State television showed Mr. Putin arriving to vote early Wednesday, dressed in a dark suit and no mask. He used a disposable pen to mark his ballot, while the polling-station officer wore a white mask and black gloves.
Russia has been one of the countries worst-hit by the COVID-19 pandemic, with more than 650,000 cases, but just over 9,500 deaths. Several Russian doctors have accused the government of systematically suppressing the death rate, by attributing coronavirus-related deaths to other causes.
The pandemic forced the referendum to be postponed (it was originally scheduled to take place on April 22), but it was rescheduled after Mr. Putin declared on June 22 that the virus had been brought sufficiently under control, despite thousands of new cases being reported every day. There were 6,516 new cases reported on Wednesday and 216 deaths.
The Kremlin is believed to have wanted to hold the referendum as soon as possible, before the full consequences of the economic shutdown caused by the pandemic take hold.
Voting was carried out over seven days to reduce crowding at polling stations, and online voting was allowed for the first time, making it harder than ever for observers to verify the official results.

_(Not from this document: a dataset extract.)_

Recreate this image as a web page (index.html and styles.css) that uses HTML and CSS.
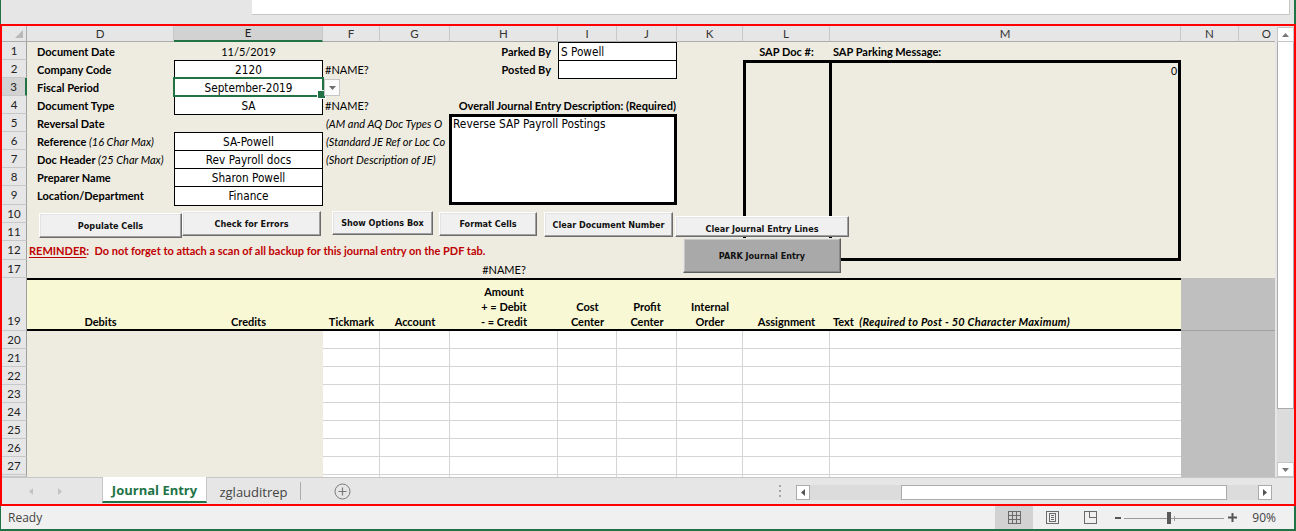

Despite calls from Alexey Navalny, the country’s most recognizable opposition figure, for a boycott, turnout was reported to be 65 per cent.
Golos, an independent election-monitoring group, said it had tabulated at least 1,500 irregularities during the first six days of voting, including evidence of people casting more than one ballot. There were also claims that employers at state-run companies had put pressure on staff to vote. “The way in which the election is run is contrary to both the Russian constitution and the international voting standards,” Golos said in a statement during the voting on Wednesday.
Mr. Navalny posted a video on Twitter of a man arriving with his family to vote outside Moscow, only to be told by polling-station staff that someone had already voted using their names. In another video, David Frenkel, a journalist with Mediazona news website, was shown being roughed up by police at a St. Petersburg polling station after he arrived to investigate reports of electoral fraud. Mr. Frenkel was later diagnosed with a fractured arm.
Mr. Navalny’s boycott call looked to have been defeated by the temptation of a little extra cash. Those who cast their ballots in Moscow were entered in a lottery, with the chance of winning a shopping spree in the capital. Voters in other cities were lured by the possibility of winning latest model iPhones, or even a new car or apartment.
Reuters reported that the Kremlin also authorized one-time cash payments of 10,000 rubles (about $192) to all families with children on Wednesday morning – just as many Russians were pondering whether and how they should vote.